In the instances I’ve forced her to do something she doesn’t really want to do, I can get her to play along for a bit. Then she’s like, “Fuck you. I quit.” And that’s when shit goes down—whether it’s physical or mental burnout, or both—and I have to go deal with the aftermath. Which sucks. 

So, over time I’ve learned to listen to her a lot more.

This time, I fancied myself a van person, even though I actually hate driving. And a tiny-cabin-in-the-woods person, even though wide expanses of land terrify me. Plus, I’m not a builder. Nor someone who wants to worry about maintaining anything. (That’s why I rent, hello.)

Despite these realities, a van and tiny cabin person I deemed myself to be. Yet, in both scenarios the me that’s me got all pissy and worried about where the writing desk would go in a van situation, and whether there would be reliable internet to upload the things I did write, and how much all that vanlifing and tiny housing and hunting for internet would disrupt the writing schedule. 

Which is usually how it goes. I used to always think there were all these paths I could take. But there was really only one. Because regardless of the different idealized versions of myself I’ve tried, the same one always wins. 

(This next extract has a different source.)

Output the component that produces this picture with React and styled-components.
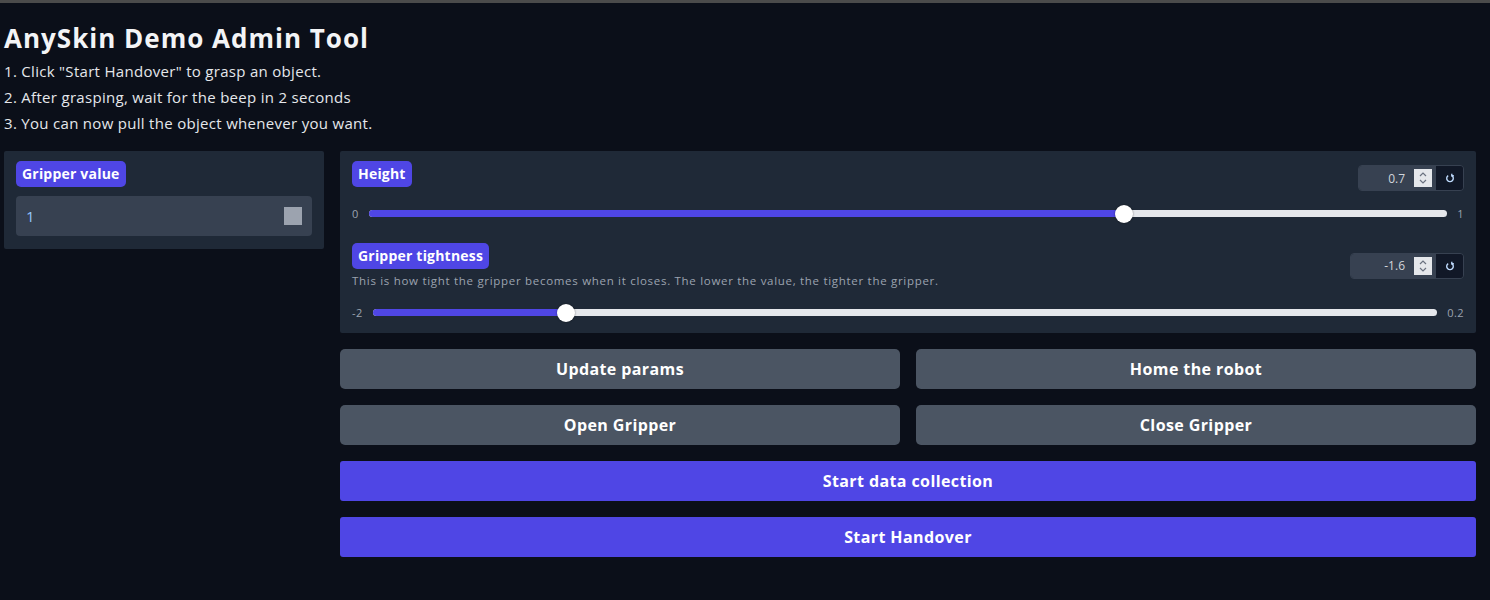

And she’s a persistent fucker.

Whenever I’m on the verge of a major life decision, she’s usually on my case, asking questions like, “That’s cute, but will moving to INSERT PLACE HERE be good for your writing? And is being with INSERT PERSON HERE good for your writing? And will INSERT THAT JOB be good for your writing?”

She’s also an annoying fucker. 

3

Six months after I first saw the picture of the studio, I looked it up again. 

This time, I’d paid off my student loans (I’m still ?!?!?!? about that and will write about it another time). Franco and I had just come back from a tiny house getaway where I’d spent a lot of it building fires (lol) and writing in the woods, which I loved. So, I wondered if I could replicate that feeling without moving to the woods forever. 

Four days later, I had the key in my hand. 

“It’s happening so fast,” I said to the studio manager. 

“That’s because it’s meant to be,” he said. 

I opened the door, sat in the empty room and looked out the window overlooking a tree—my tree.

And the me that’s me said only one thing: “Cool.”